IT capacity planning showing alignment between business demand and IT resources

IT Capacity Planning: How to Align Business Expectations with IT

June 11, 2026

Ever leave a meeting where something sounded simple but you knew it wasn’t?

That disconnect is common in IT. From the business perspective, requests seem straightforward. From the IT side, they often involve dependencies, risks, and competing priorities.

This is where IT capacity planning becomes essential.

Without it, expectations and reality quickly fall out of sync.


What Is IT Capacity Planning and Why Does It Matter?

IT capacity planning is the process of aligning IT resources, workload, and priorities with business demand.

In short:
It ensures your team can deliver what the business needs without overloading systems or people.

Most mid-sized organizations struggle here because:

  • Demand for IT keeps growing
  • Resources stay relatively fixed
  • Complexity increases across systems

Why IT and Business Expectations Often Don’t Align

From the business side:

  • IT looks like a service function
  • Requests feel urgent and actionable
  • Systems appear stable and predictable

From the IT side:

  • Projects have hidden dependencies
  • Security and risk must be factored in
  • Infrastructure has limits
  • Multiple initiatives compete for the same resources

Without clear visibility, expectations drift.

This is one of the biggest drivers behind IT burnout, missed deadlines, and frustration across departments.


The Risks of Poor IT Capacity Planning

When IT capacity planning is not clearly defined, organizations often experience:

  • Unrealistic deadlines
  • Constant firefighting instead of strategic work
  • Increased security risk due to rushed changes
  • Lack of prioritization across projects
  • IT being viewed as reactive rather than strategic

Over time, this erodes trust between IT and leadership.


How to Improve IT Capacity Planning

Improvement doesn’t require a full transformation but it does require structure.

1. Make Capacity Visible

Track:

  • Active projects
  • Available resources
  • Competing priorities

👉 Visibility helps leadership understand trade-offs.
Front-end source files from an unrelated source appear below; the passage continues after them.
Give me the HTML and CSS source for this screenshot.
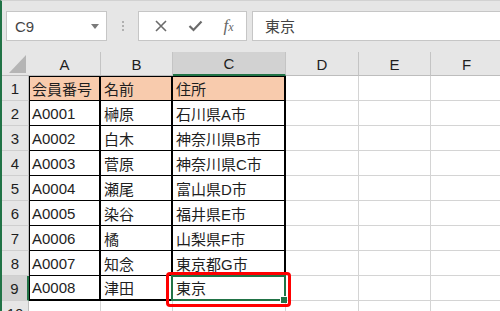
FILE: index.html
```html
<!DOCTYPE html>
<html lang="ja">
<head>
  <meta charset="UTF-8" />
  <title>会員名簿</title>
  <link rel="stylesheet" href="styles.css">
</head>
<body>

<div class="toolbar">
  <div class="namebox">
    <span>C9</span>
    <span class="caret"></span>
  </div>
  <div class="grip"><i></i><i></i><i></i></div>
  <div class="fbuttons">
    <svg class="ico" width="12" height="12" viewBox="0 0 12 12">
      <path d="M1 1 L11 11 M11 1 L1 11" stroke="#6b6b6b" stroke-width="1.6" fill="none"/>
    </svg>
    <svg class="ico" width="15" height="12" viewBox="0 0 15 12">
      <path d="M1.5 6 L5.5 10 L13.5 1.5" stroke="#6b6b6b" stroke-width="2.2" fill="none"/>
    </svg>
    <span class="fx">f<small>x</small></span>
  </div>
  <div class="formula">東京</div>
</div>

<div class="sheet">
  <div class="row head">
    <div class="corner"></div>
    <div class="ch">A</div>
    <div class="ch">B</div>
    <div class="ch sel">C</div>
    <div class="ch">D</div>
    <div class="ch">E</div>
    <div class="ch">F</div>
  </div>

  <div class="row first">
    <div class="rh">1</div>
    <div class="c t a hd">会員番号</div>
    <div class="c t hd">名前</div>
    <div class="c t hd">住所</div>
    <div class="c"></div><div class="c"></div><div class="c"></div>
  </div>
  <div class="row">
    <div class="rh">2</div>
    <div class="c t a">A0001</div>
    <div class="c t">榊原</div>
    <div class="c t">石川県A市</div>
    <div class="c"></div><div class="c"></div><div class="c"></div>
  </div>
  <div class="row">
    <div class="rh">3</div>
    <div class="c t a">A0002</div>
    <div class="c t">白木</div>
    <div class="c t">神奈川県B市</div>
    <div class="c"></div><div class="c"></div><div class="c"></div>
  </div>
  <div class="row">
    <div class="rh">4</div>
    <div class="c t a">A0003</div>
    <div class="c t">菅原</div>
    <div class="c t">神奈川県C市</div>
    <div class="c"></div><div class="c"></div><div class="c"></div>
  </div>
  <div class="row">
    <div class="rh">5</div>
    <div class="c t a">A0004</div>
    <div class="c t">瀬尾</div>
    <div class="c t">富山県D市</div>
    <div class="c"></div><div class="c"></div><div class="c"></div>
  </div>
  <div class="row">
    <div class="rh">6</div>
    <div class="c t a">A0005</div>
    <div class="c t">染谷</div>
    <div class="c t">福井県E市</div>
    <div class="c"></div><div class="c"></div><div class="c"></div>
  </div>
  <div class="row">
    <div class="rh">7</div>
    <div class="c t a">A0006</div>
    <div class="c t">橘</div>
    <div class="c t">山梨県F市</div>
    <div class="c"></div><div class="c"></div><div class="c"></div>
  </div>
  <div class="row">
    <div class="rh">8</div>
    <div class="c t a">A0007</div>
    <div class="c t">知念</div>
    <div class="c t">東京都G市</div>
    <div class="c"></div><div class="c"></div><div class="c"></div>
  </div>
  <div class="row last">
    <div class="rh sel">9</div>
    <div class="c t a">A0008</div>
    <div class="c t">津田</div>
    <div class="c t active">東京<span class="mark"></span></div>
    <div class="c"></div><div class="c"></div><div class="c"></div>
  </div>
  <div class="row">
    <div class="rh">10</div>
    <div class="c"></div><div class="c"></div><div class="c"></div>
    <div class="c"></div><div class="c"></div><div class="c"></div>
  </div>
</div>

</body>
</html>
```

FILE: styles.css
```css
* {
  box-sizing: border-box;
}

html, body {
  margin: 0;
  padding: 0;
}

body {
  width: 500px;
  height: 311px;
  overflow: hidden;
  background: #e6e6e6;
  border-left: 2px solid #217346;
  border-top: 1px solid #d2d2d2;
  font-family: "Liberation Sans", "Noto Sans CJK JP", sans-serif;
  font-size: 15px;
  color: #1e1e1e;
}

/* formula bar */
.toolbar {
  display: flex;
  align-items: flex-start;
  height: 51px;
  padding: 10px 0 0 4px;
}

.namebox {
  display: flex;
  align-items: center;
  justify-content: space-between;
  width: 101px;
  height: 30px;
  padding: 0 7px 0 8px;
  background: #fff;
  border: 1px solid #c6c6c6;
  color: #444;
  font-size: 15px;
}

.caret {
  width: 0;
  height: 0;
  border-left: 4px solid transparent;
  border-right: 4px solid transparent;
  border-top: 5px solid #7a7a7a;
}

.grip {
  width: 31px;
  height: 30px;
  display: flex;
  flex-direction: column;
  align-items: center;
  justify-content: center;
  gap: 2px;
}

.grip i {
  width: 2px;
  height: 2px;
  background: #b0b0b0;
}

.fbuttons {
  display: flex;
  align-items: center;
  justify-content: space-around;
  width: 109px;
  height: 30px;
  padding: 0 2px 0 6px;
  background: #fff;
  border: 1px solid #c6c6c6;
}

.fx {
  font-family: "Liberation Serif", serif;
  font-style: italic;
  font-size: 17px;
  color: #666;
}

.fx small {
  font-size: 12px;
}

.formula {
  flex: 1;
  height: 30px;
  margin: 0 -10px 0 5px;
  padding: 0 12px;
  background: #fff;
  border: 1px solid #c6c6c6;
  color: #444;
  font-family: "Noto Sans CJK JP", sans-serif;
  font-size: 15px;
  line-height: 28px;
}

/* grid */
.sheet {
  background: #fff;
}

.row {
  display: grid;
  grid-template-columns: 27px 72px 72px 113px 73px 72px 72px;
  height: 25px;
}

.row.head {
  height: 24px;
  background: #e6e6e6;
}

.corner {
  position: relative;
  border-bottom: 1px solid #bdbdbd;
}

.corner::after {
  content: "";
  position: absolute;
  right: 3px;
  bottom: 2px;
  border-left: 17px solid transparent;
  border-bottom: 18px solid #b5b5b5;
}

.ch {
  display: flex;
  align-items: center;
  justify-content: center;
  border-right: 1px solid #c4c4c4;
  border-bottom: 1px solid #bdbdbd;
  padding-top: 1px;
}

.ch.sel {
  background: #d2d2d2;
  border-bottom: 2px solid #217346;
}

.rh {
  display: flex;
  align-items: center;
  justify-content: center;
  background: #e6e6e6;
  border-bottom: 1px solid #cfcfcf;
  border-right: 1px solid #bdbdbd;
}

.rh.sel {
  background: #d2d2d2;
  border-right: 2px solid #217346;
}

.c {
  display: flex;
  align-items: center;
  padding-left: 3px;
  border-right: 1px solid #d4d4d4;
  border-bottom: 1px solid #d4d4d4;
  white-space: nowrap;
}

.c.t {
  border-right: 2px solid #000;
  border-bottom: 1px solid #000;
}

.c.a {
  border-left: 1px solid #000;
  padding-left: 2px;
}

.first .c.t {
  border-top: 1px solid #000;
}

.c.hd {
  background: #f8cbad;
}

.last .c.t {
  border-bottom: 2px solid #000;
}

.active {
  position: relative;
}

.active::before {
  content: "";
  position: absolute;
  left: -2px;
  top: -1px;
  right: -2px;
  bottom: -2px;
  border: 2px solid #217346;
}

.active::after {
  content: "";
  position: absolute;
  right: -3px;
  bottom: -4px;
  width: 6px;
  height: 6px;
  background: #217346;
  border-left: 1px solid #fff;
  border-top: 1px solid #fff;
}

.mark {
  position: absolute;
  left: -7px;
  top: -4px;
  right: -7px;
  bottom: -8px;
  border: 3px solid #ff0000;
  border-radius: 4px;
}
```
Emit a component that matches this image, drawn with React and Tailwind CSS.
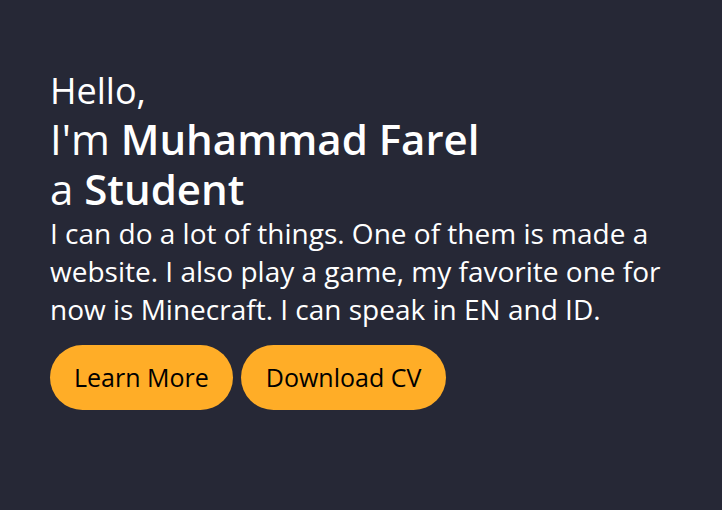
const App = () => {
  return (
    <div className="min-h-screen bg-[#262836] text-white font-['Open_Sans',sans-serif]">
      <section className="px-[50px] pt-[68px]">
        <p className="text-[36px] leading-[46px]">Hello,</p>
        <h1 className="text-[42px] leading-[50px]">
          I'm <span className="font-semibold">Muhammad Farel</span>
          <br />a <span className="font-semibold">Student</span>
        </h1>
        <p className="text-[28px] leading-[38px] max-w-[662px]">
          I can do a lot of things. One of them is made a website. I also play a game, my favorite one
          for now is Minecraft. I can speak in EN and ID.
        </p>
        <div className="flex gap-2 mt-[17px]">
          <button className="h-[65px] px-[24px] rounded-full bg-[#ffad27] text-black text-[25px]">
            Learn More
          </button>
          <button className="h-[65px] px-[25px] rounded-full bg-[#ffad27] text-black text-[25px]">
            Download CV
          </button>
        </div>
      </section>
    </div>
  );
};

export default App;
2. Define Service Boundaries

Clearly outline:

  • What falls under day-to-day support
  • What requires planning and prioritization

This reduces confusion and resets expectations.


3. Strengthen Communication with Leadership

Regular updates should include:

  • Capacity constraints
  • Project dependencies
  • Risk exposure

This shifts IT from a task executor to a strategic partner.


4. Prioritize Based on Business Impact

Not every request should carry equal weight.

Align IT work with:

  • Revenue impact
  • Operational importance
  • Risk mitigation

When to Consider Additional Support

Even with strong planning, capacity challenges are common especially in mid-sized organizations.

Signs you may need support:

  • Your team is always at capacity
  • Strategic projects are delayed
  • IT is stuck in reactive mode
  • Communication gaps exist with leadership

This is where co-managed IT support can play a critical role.


How Dewpoint Supports IT Capacity Planning

Dewpoint helps internal IT teams extend their capabilities without losing control.

We support:

  • Operational workload relief
  • Project execution support
  • Improved reporting and visibility
  • Strategic alignment with business goals

You maintain ownership and direction—we help ensure execution keeps pace.


FAQ

What is IT capacity planning?

It’s the process of aligning IT resources and workload with business demand.

Why is IT capacity planning important?

It helps prevent overload, improves prioritization, and aligns IT with business goals.

What happens without IT capacity planning?

Teams become reactive, deadlines slip, and risk increases.

How do you improve IT capacity planning?

By increasing visibility, improving communication, and aligning priorities with business impact.

What is co-managed IT?

A model where internal IT teams are supported by an external partner to extend capacity and capabilities.


Conclusion

The gap between business expectations and IT reality isn’t about misalignment it’s about visibility.

IT capacity planning brings that visibility into focus.

When leadership understands constraints, priorities, and trade-offs, decisions improve and pressure decreases.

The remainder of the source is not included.